#### COLLECTED DATA:
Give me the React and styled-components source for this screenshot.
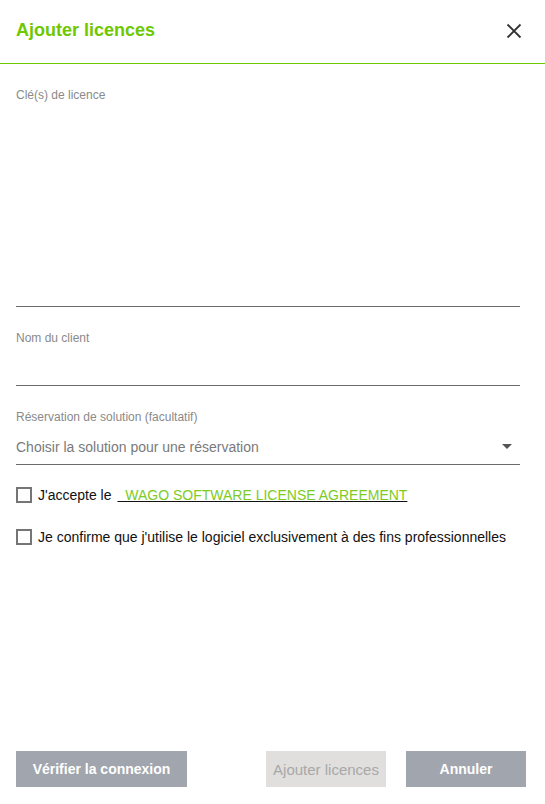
import React from 'react';
import styled, { createGlobalStyle } from 'styled-components';

const GlobalStyle = createGlobalStyle`
  html, body {
    margin: 0;
    padding: 0;
    background: #fff;
    font-family: "Liberation Sans", Arial, sans-serif;
  }
`;

const Dialog = styled.div`
  width: 545px;
  height: 804px;
  display: flex;
  flex-direction: column;
  background: #fff;
`;

const Header = styled.div`
  height: 64px;
  box-sizing: border-box;
  display: flex;
  align-items: center;
  justify-content: space-between;
  padding: 0 22px 2px 16px;
  border-bottom: 1px solid #6ec800;
`;

const Title = styled.h1`
  margin: 0;
  font-size: 18px;
  font-weight: bold;
  color: #6ec800;
`;

const CloseButton = styled.button`
  border: 0;
  background: none;
  padding: 0;
  width: 18px;
  height: 18px;
  display: flex;
  align-items: center;
  justify-content: center;
  cursor: pointer;
`;

const Body = styled.div`
  flex: 1;
  padding: 24px 25px 0 16px;
`;

const Field = styled.div`
  margin-bottom: ${(p) => (p.$last ? 0 : 24)}px;
`;

const Label = styled.label`
  display: block;
  font-size: 12px;
  line-height: 14px;
  color: #8a8a8a;
`;

const TextArea = styled.textarea`
  display: block;
  width: 100%;
  height: 205px;
  box-sizing: border-box;
  border: 0;
  border-bottom: 1px solid #6b6b6b;
  resize: none;
  outline: none;
  font-family: inherit;
  font-size: 14px;
`;

const Input = styled.input`
  display: block;
  width: 100%;
  height: 41px;
  box-sizing: border-box;
  border: 0;
  border-bottom: 1px solid #6b6b6b;
  outline: none;
  font-family: inherit;
  font-size: 14px;
`;

const Select = styled.div`
  height: 41px;
  box-sizing: border-box;
  border-bottom: 1px solid #6b6b6b;
  display: flex;
  align-items: center;
  justify-content: space-between;
  padding: 5px 8px 0 0;
  font-size: 14px;
  color: #7a7a7a;
`;

const Caret = styled.span`
  width: 0;
  height: 0;
  border-left: 5px solid transparent;
  border-right: 5px solid transparent;
  border-top: 5px solid #555;
`;

const CheckRow = styled.label`
  display: flex;
  align-items: center;
  height: 24px;
  margin-top: 18px;
  font-size: 14px;
  color: #111;
`;

const Box = styled.span`
  width: 16px;
  height: 16px;
  box-sizing: border-box;
  border: 2px solid #757575;
  margin-right: 6px;
  flex-shrink: 0;
`;

const Link = styled.a`
  color: #7ccb1f;
  text-decoration: underline;
  text-decoration-color: #111;
  margin-left: 6px;
  white-space: pre;
`;

const Footer = styled.div`
  display: flex;
  align-items: center;
  padding: 0 19px 17px 16px;
`;

const Button = styled.button`
  height: 36px;
  width: ${(p) => p.$width}px;
  margin-left: ${(p) => p.$left || 0}px;
  border: 0;
  background: ${(p) => (p.$disabled ? '#e0dfdd' : '#a1a5ad')};
  color: ${(p) => (p.$disabled ? '#a8a8a8' : '#fff')};
  font-family: inherit;
  font-size: ${(p) => (p.$disabled ? 15 : 14)}px;
  font-weight: ${(p) => (p.$disabled ? 'normal' : 'bold')};
  padding: 0;
  cursor: ${(p) => (p.$disabled ? 'default' : 'pointer')};
`;

export default function App() {
  return (
    <>
      <GlobalStyle />
      <Dialog>
        <Header>
          <Title>Ajouter licences</Title>
          <CloseButton aria-label="Fermer">
            <svg width="16" height="16" viewBox="0 0 16 16">
              <path d="M1.5 1.5 L14.5 14.5 M14.5 1.5 L1.5 14.5" stroke="#333" strokeWidth="1.8" fill="none" />
            </svg>
          </CloseButton>
        </Header>
        <Body>
          <Field>
            <Label>Clé(s) de licence</Label>
            <TextArea />
          </Field>
          <Field>
            <Label>Nom du client</Label>
            <Input />
          </Field>
          <Field $last>
            <Label>Réservation de solution (facultatif)</Label>
            <Select>
              <span>Choisir la solution pour une réservation</span>
              <Caret />
            </Select>
          </Field>
          <CheckRow>
            <Box />
            J'accepte le
            <Link href="#">  WAGO SOFTWARE LICENSE AGREEMENT</Link>
          </CheckRow>
          <CheckRow>
            <Box />
            Je confirme que j'utilise le logiciel exclusivement à des fins professionnelles
          </CheckRow>
        </Body>
        <Footer>
          <Button $width={171}>Vérifier la connexion</Button>
          <Button $width={120} $left={79} $disabled>Ajouter licences</Button>
          <Button $width={120} $left={20}>Annuler</Button>
        </Footer>
      </Dialog>
    </>
  );
}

#### EXERCISE AIM:
Pick out and copy the lines of the material that include the word "React".

#### EXPECTED ANSWER:
Give me the React and styled-components source for this screenshot.
import React from 'react';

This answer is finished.